My big lesson from the experience? Just tell the damn story! I've said this to other people in critiques. A couple of them in particular. And it's always been for writing around the story. For trying to be clever to the point of obscuring any real nugget that might move the plot forward. Now don't get me wrong. I've talked before about how much I love literary writing. The "pretty" of writing. But, as with people, pretty that has no real heart, soul or brain gets damn dull after a while. After a very short while, usually.

But it also applies to my own writing. Or lack thereof. Because I stall out when I feel I'm not writing it right. "Maybe this would be told better in 1st person--or maybe I should include a flashback. Wait! Flashbacks are bad, right? But sometimes they're okay. Or I should change the main character. Or the setting. Or or or or." And I don't do anything. But if I'd quit looking at the perfect and just told the damn story that's in my head, I wouldn't have those problems. I'd probably have other ones, but that's okay. Clean it up later, right?

When Mr. Gaiman uses "to be" verbs, I believe it's because that's the way people tell stories to each other. "Once upon a time, there was a little girl who . . ." "I was at the Neil Gaiman reading the other night and . . ." And he is a storyteller. And, yes, they can be overdone, but that's what revision is for. To take out the ones that don't work. I just think we need to be mindful of the ones that do and be brave enough to leave them in. Forget about that critique group in our heads, who may even be worse than the Heckler.

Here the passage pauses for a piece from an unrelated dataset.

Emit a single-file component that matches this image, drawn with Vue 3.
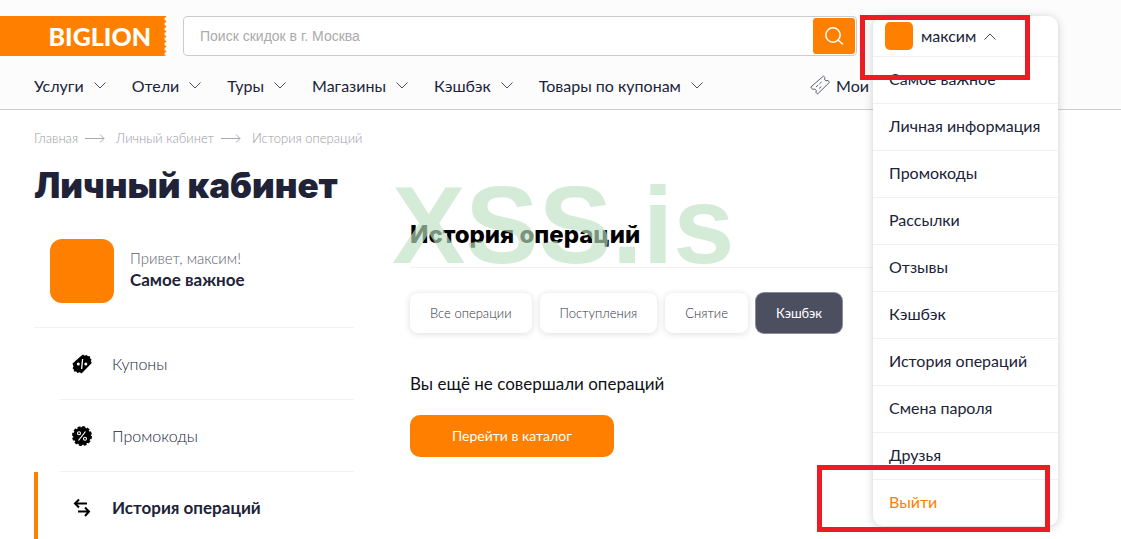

Now, I'm probably the biggest offender when it comes to marking up things like passive voice and adverbs and the like, including "to be" verbs. And as a part of a critique group, it may be my job to point out overuse. But I think we all need to be aware of when we're overdoing the critiques too.

So, Just Tell The Damn Story is my new mantra. When I'm stuck. When I'm confused. When I don't feel like working. Just Tell The Damn Story.